**EXERCISE DESCRIPTION**. Retype all of the listing exactly, passing over any picture you find.

── MATERIAL

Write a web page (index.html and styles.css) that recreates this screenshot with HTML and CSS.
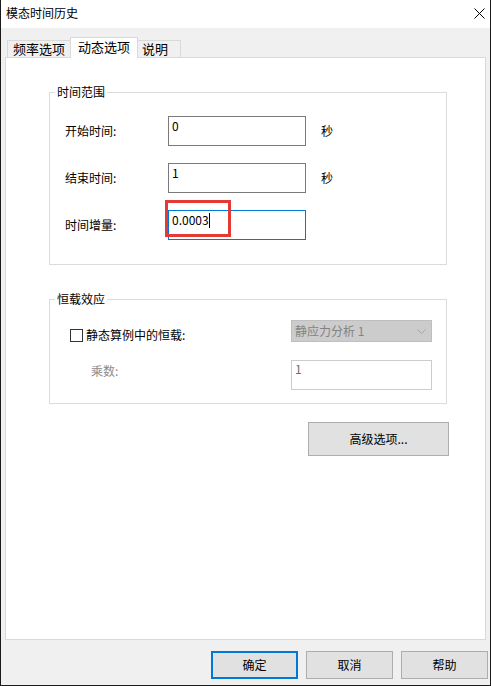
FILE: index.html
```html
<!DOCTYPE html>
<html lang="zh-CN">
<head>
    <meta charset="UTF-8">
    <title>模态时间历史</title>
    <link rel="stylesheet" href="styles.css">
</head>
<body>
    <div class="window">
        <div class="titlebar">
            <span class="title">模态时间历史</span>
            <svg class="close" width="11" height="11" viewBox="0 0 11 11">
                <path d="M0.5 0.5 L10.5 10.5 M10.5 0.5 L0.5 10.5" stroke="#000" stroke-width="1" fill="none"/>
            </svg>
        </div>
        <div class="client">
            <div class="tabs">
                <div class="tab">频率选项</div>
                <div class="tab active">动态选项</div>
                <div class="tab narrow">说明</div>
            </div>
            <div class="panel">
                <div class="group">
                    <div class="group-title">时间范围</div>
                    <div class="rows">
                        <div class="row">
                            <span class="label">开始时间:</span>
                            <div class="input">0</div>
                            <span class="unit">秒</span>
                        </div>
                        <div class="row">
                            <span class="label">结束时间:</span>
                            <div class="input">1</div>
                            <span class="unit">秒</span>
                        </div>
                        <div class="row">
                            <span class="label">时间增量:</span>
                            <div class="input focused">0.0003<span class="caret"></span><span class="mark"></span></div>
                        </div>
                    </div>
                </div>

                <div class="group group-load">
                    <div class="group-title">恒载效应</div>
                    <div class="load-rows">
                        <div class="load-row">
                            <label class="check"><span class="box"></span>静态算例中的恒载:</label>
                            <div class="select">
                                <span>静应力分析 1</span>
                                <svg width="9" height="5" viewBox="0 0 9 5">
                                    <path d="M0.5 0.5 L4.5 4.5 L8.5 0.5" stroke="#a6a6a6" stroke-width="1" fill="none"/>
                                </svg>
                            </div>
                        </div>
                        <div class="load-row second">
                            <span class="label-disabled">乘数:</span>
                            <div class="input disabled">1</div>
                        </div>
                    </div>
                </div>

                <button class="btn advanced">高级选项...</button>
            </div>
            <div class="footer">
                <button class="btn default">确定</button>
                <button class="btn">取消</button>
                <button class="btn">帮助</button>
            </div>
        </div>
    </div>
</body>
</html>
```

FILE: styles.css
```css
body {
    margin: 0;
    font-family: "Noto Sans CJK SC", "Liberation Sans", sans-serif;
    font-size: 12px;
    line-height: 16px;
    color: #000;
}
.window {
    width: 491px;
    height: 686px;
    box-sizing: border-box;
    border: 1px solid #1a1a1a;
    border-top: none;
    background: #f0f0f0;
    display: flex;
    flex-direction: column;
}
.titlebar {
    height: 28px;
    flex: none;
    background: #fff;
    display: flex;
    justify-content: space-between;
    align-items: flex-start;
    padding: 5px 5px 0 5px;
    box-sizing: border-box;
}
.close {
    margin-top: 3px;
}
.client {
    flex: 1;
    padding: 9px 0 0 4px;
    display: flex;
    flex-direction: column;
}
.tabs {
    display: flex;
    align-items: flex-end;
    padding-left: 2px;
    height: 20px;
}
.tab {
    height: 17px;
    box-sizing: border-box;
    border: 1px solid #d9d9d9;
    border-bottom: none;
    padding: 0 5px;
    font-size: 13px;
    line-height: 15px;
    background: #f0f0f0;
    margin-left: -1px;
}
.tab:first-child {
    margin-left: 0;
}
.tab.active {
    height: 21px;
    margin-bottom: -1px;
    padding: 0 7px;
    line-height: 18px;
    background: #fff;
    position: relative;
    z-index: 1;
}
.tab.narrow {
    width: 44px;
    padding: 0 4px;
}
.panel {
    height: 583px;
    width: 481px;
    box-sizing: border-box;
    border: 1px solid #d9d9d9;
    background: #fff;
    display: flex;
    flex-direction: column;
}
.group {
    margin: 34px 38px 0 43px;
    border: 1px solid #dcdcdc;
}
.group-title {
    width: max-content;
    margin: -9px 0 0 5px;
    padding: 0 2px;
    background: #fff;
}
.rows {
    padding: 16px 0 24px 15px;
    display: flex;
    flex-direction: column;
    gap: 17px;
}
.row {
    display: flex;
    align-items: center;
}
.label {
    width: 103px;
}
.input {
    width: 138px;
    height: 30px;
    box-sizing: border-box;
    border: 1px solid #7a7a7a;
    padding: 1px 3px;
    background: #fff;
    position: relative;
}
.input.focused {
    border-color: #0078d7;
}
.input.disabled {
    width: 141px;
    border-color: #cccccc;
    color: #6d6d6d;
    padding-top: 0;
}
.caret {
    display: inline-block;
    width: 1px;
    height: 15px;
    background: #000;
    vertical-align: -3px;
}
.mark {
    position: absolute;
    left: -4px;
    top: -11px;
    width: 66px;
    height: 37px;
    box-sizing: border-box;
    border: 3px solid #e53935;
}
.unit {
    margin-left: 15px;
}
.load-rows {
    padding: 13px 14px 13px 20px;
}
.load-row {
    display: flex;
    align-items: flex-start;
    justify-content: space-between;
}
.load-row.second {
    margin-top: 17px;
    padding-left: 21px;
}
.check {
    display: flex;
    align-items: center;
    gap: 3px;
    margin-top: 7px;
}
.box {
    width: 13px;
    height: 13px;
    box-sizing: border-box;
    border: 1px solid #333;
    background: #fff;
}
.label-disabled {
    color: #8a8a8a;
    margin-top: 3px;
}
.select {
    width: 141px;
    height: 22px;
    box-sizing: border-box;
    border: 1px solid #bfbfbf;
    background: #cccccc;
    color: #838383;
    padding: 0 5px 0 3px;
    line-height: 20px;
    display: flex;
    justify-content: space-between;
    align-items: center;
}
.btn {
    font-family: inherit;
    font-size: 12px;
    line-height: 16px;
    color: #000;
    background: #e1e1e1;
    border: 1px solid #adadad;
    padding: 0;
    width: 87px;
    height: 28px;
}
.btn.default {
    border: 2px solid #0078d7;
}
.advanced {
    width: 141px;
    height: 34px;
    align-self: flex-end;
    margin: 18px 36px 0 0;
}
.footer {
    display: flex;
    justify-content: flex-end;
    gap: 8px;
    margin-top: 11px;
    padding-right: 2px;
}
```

────

**WORKED ANSWER**.
Write a web page (index.html and styles.css) that recreates this screenshot with HTML and CSS.
FILE: index.html
```html
<!DOCTYPE html>
<html lang="zh-CN">
<head>
    <meta charset="UTF-8">
    <title>模态时间历史</title>
    <link rel="stylesheet" href="styles.css">
</head>
<body>
    <div class="window">
        <div class="titlebar">
            <span class="title">模态时间历史</span>
            <svg class="close" width="11" height="11" viewBox="0 0 11 11">
                <path d="M0.5 0.5 L10.5 10.5 M10.5 0.5 L0.5 10.5" stroke="#000" stroke-width="1" fill="none"/>
            </svg>
        </div>
        <div class="client">
            <div class="tabs">
                <div class="tab">频率选项</div>
                <div class="tab active">动态选项</div>
                <div class="tab narrow">说明</div>
            </div>
            <div class="panel">
                <div class="group">
                    <div class="group-title">时间范围</div>
                    <div class="rows">
                        <div class="row">
                            <span class="label">开始时间:</span>
                            <div class="input">0</div>
                            <span class="unit">秒</span>
                        </div>
                        <div class="row">
                            <span class="label">结束时间:</span>
                            <div class="input">1</div>
                            <span class="unit">秒</span>
                        </div>
                        <div class="row">
                            <span class="label">时间增量:</span>
                            <div class="input focused">0.0003<span class="caret"></span><span class="mark"></span></div>
                        </div>
                    </div>
                </div>

                <div class="group group-load">
                    <div class="group-title">恒载效应</div>
                    <div class="load-rows">
                        <div class="load-row">
                            <label class="check"><span class="box"></span>静态算例中的恒载:</label>
                            <div class="select">
                                <span>静应力分析 1</span>
                                <svg width="9" height="5" viewBox="0 0 9 5">
                                    <path d="M0.5 0.5 L4.5 4.5 L8.5 0.5" stroke="#a6a6a6" stroke-width="1" fill="none"/>
                                </svg>
                            </div>
                        </div>
                        <div class="load-row second">
                            <span class="label-disabled">乘数:</span>
                            <div class="input disabled">1</div>
                        </div>
                    </div>
                </div>

                <button class="btn advanced">高级选项...</button>
            </div>
            <div class="footer">
                <button class="btn default">确定</button>
                <button class="btn">取消</button>
                <button class="btn">帮助</button>
            </div>
        </div>
    </div>
</body>
</html>
```

FILE: styles.css
```css
body {
    margin: 0;
    font-family: "Noto Sans CJK SC", "Liberation Sans", sans-serif;
    font-size: 12px;
    line-height: 16px;
    color: #000;
}
.window {
    width: 491px;
    height: 686px;
    box-sizing: border-box;
    border: 1px solid #1a1a1a;
    border-top: none;
    background: #f0f0f0;
    display: flex;
    flex-direction: column;
}
.titlebar {
    height: 28px;
    flex: none;
    background: #fff;
    display: flex;
    justify-content: space-between;
    align-items: flex-start;
    padding: 5px 5px 0 5px;
    box-sizing: border-box;
}
.close {
    margin-top: 3px;
}
.client {
    flex: 1;
    padding: 9px 0 0 4px;
    display: flex;
    flex-direction: column;
}
.tabs {
    display: flex;
    align-items: flex-end;
    padding-left: 2px;
    height: 20px;
}
.tab {
    height: 17px;
    box-sizing: border-box;
    border: 1px solid #d9d9d9;
    border-bottom: none;
    padding: 0 5px;
    font-size: 13px;
    line-height: 15px;
    background: #f0f0f0;
    margin-left: -1px;
}
.tab:first-child {
    margin-left: 0;
}
.tab.active {
    height: 21px;
    margin-bottom: -1px;
    padding: 0 7px;
    line-height: 18px;
    background: #fff;
    position: relative;
    z-index: 1;
}
.tab.narrow {
    width: 44px;
    padding: 0 4px;
}
.panel {
    height: 583px;
    width: 481px;
    box-sizing: border-box;
    border: 1px solid #d9d9d9;
    background: #fff;
    display: flex;
    flex-direction: column;
}
.group {
    margin: 34px 38px 0 43px;
    border: 1px solid #dcdcdc;
}
.group-title {
    width: max-content;
    margin: -9px 0 0 5px;
    padding: 0 2px;
    background: #fff;
}
.rows {
    padding: 16px 0 24px 15px;
    display: flex;
    flex-direction: column;
    gap: 17px;
}
.row {
    display: flex;
    align-items: center;
}
.label {
    width: 103px;
}
.input {
    width: 138px;
    height: 30px;
    box-sizing: border-box;
    border: 1px solid #7a7a7a;
    padding: 1px 3px;
    background: #fff;
    position: relative;
}
.input.focused {
    border-color: #0078d7;
}
.input.disabled {
    width: 141px;
    border-color: #cccccc;
    color: #6d6d6d;
    padding-top: 0;
}
.caret {
    display: inline-block;
    width: 1px;
    height: 15px;
    background: #000;
    vertical-align: -3px;
}
.mark {
    position: absolute;
    left: -4px;
    top: -11px;
    width: 66px;
    height: 37px;
    box-sizing: border-box;
    border: 3px solid #e53935;
}
.unit {
    margin-left: 15px;
}
.load-rows {
    padding: 13px 14px 13px 20px;
}
.load-row {
    display: flex;
    align-items: flex-start;
    justify-content: space-between;
}
.load-row.second {
    margin-top: 17px;
    padding-left: 21px;
}
.check {
    display: flex;
    align-items: center;
    gap: 3px;
    margin-top: 7px;
}
.box {
    width: 13px;
    height: 13px;
    box-sizing: border-box;
    border: 1px solid #333;
    background: #fff;
}
.label-disabled {
    color: #8a8a8a;
    margin-top: 3px;
}
.select {
    width: 141px;
    height: 22px;
    box-sizing: border-box;
    border: 1px solid #bfbfbf;
    background: #cccccc;
    color: #838383;
    padding: 0 5px 0 3px;
    line-height: 20px;
    display: flex;
    justify-content: space-between;
    align-items: center;
}
.btn {
    font-family: inherit;
    font-size: 12px;
    line-height: 16px;
    color: #000;
    background: #e1e1e1;
    border: 1px solid #adadad;
    padding: 0;
    width: 87px;
    height: 28px;
}
.btn.default {
    border: 2px solid #0078d7;
}
.advanced {
    width: 141px;
    height: 34px;
    align-self: flex-end;
    margin: 18px 36px 0 0;
}
.footer {
    display: flex;
    justify-content: flex-end;
    gap: 8px;
    margin-top: 11px;
    padding-right: 2px;
}
```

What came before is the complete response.